Trying to move to a company that uses more mainstream technologies. So I can have a resume that will actually get me calls back.

This is a bit of a ramble.

Also, considering the article. I don't think I really had to learn any of those things in school well. Maybe if you do clubs and things, but I don't think it's much of a result of the curriculum IMO as far as teamwork/communication go. I know CS majors have senior design where the work in teams, but I think a lot of them suck at the teamwork part.

Current weaknesses of mine: Socket programming, messaging, multi threaded applications, I don't know SQL (beyond basic queries)/database schema design (we don't SQL it at work)

I still barely know what dependency injection, factories etc are. I only learned what a "god object" was today.

I'm trying really hard. I want to have a really good job since I know the benefits in terms of rewards of me studying hard are HUGE.

The article should mention breadth.

University education forces you to take courses that may be outside of being directly related to your field.

My computer engineering degree also included classes in the following subjects, some mandatory, some chosen by me:

- Film history

- Multiple English/Literature courses

- Geology

- Physics

- Chemistry

- Macroeconomics

- World History

All these subjects made me a more well-rounded person, not to mention the diverse relationships with people that didn’t just come from my particular small town.

Is your point that a uni degree in general is better than nothing?
My point is that it’s better than coding bootcamps or otherwise being self taught in CS.
why does it need to be mandatory? There are ways to self teach those too!
Universities are such a waste of time for the whole society.

Having lectures in 21st century is already pointless (we have video on demand). And what is worse, we force professors to teach basic stuff to undegraduates when they could spend time doing their research. And general education requirements?
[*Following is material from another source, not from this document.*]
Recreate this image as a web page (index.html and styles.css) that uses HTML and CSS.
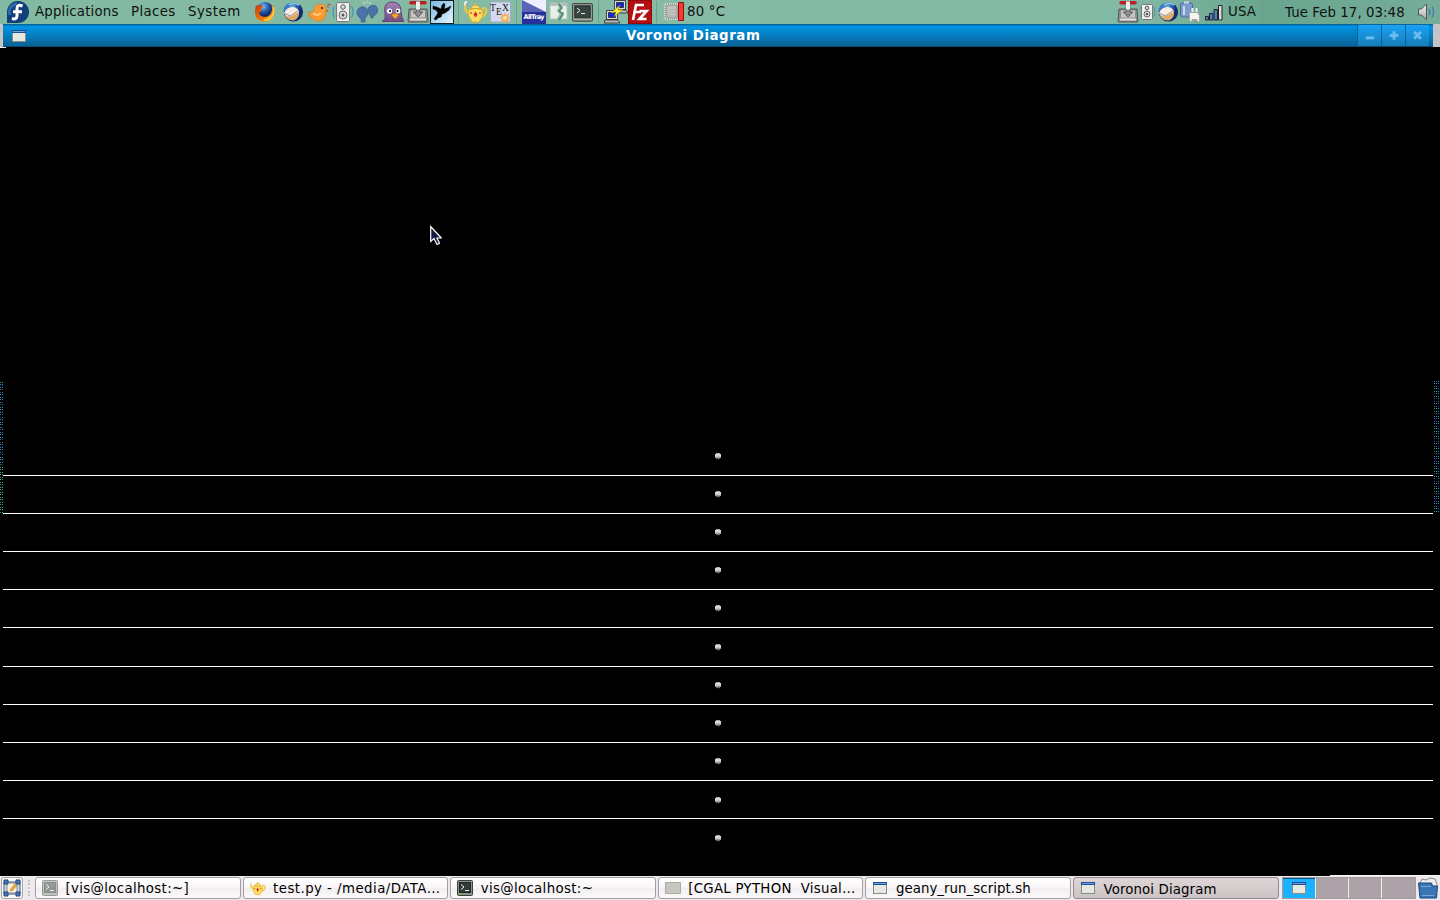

Ugh.

Let's be real, most of programming-related jobs don't require knowledge of a 4 year undegraduate degree in CS even taking career progress into account (most modern jobs that only hire college graduates don't require undergraduate degree level knowledge).

Is this true throughout a developer's career, that they don't require any knowledge from the undergrad level to do better?
As a developer progresses further in his/her career, it becomes more and more true.
In my experience it depends more on the passion of the individual. Finding amazing self taught devs is a real score. The most creative coders I’ve worked with were self taught (not from code camps), likely due to the intense amount of commitment and interest required to teach themselves on that level.

Not saying CS degrees aren’t creative, IMO they just seem a little more prescriptive in their solutions to problems.